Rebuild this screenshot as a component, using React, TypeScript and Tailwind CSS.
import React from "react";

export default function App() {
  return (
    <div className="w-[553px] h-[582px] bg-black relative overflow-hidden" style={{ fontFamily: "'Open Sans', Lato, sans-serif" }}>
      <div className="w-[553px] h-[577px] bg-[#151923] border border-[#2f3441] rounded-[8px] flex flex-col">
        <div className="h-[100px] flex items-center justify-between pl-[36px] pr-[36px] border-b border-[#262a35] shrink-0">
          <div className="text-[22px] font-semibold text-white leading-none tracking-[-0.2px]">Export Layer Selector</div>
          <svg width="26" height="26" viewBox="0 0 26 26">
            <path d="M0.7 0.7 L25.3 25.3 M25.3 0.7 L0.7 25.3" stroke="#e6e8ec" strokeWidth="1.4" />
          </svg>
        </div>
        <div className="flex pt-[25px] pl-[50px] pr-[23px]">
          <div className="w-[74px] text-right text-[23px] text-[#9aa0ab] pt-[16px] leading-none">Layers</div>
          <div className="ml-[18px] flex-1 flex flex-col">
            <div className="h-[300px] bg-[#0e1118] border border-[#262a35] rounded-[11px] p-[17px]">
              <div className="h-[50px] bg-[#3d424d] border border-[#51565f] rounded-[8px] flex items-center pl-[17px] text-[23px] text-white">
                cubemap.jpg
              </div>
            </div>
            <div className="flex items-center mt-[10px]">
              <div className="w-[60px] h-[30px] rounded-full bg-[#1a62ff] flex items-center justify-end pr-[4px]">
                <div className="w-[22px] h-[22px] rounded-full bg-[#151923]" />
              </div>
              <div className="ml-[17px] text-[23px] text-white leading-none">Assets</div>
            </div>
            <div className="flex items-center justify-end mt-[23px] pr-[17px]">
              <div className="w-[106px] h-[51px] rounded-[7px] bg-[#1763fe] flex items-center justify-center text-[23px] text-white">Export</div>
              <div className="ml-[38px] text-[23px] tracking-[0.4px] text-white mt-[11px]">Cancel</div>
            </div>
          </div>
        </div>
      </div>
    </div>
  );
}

## GIVEN INSTRUCTION:
Give back exactly the material above from its opening line to the line bearing "import React from".

## FINAL ANSWER:
Rebuild this screenshot as a component, using React, TypeScript and Tailwind CSS.
import React from "react";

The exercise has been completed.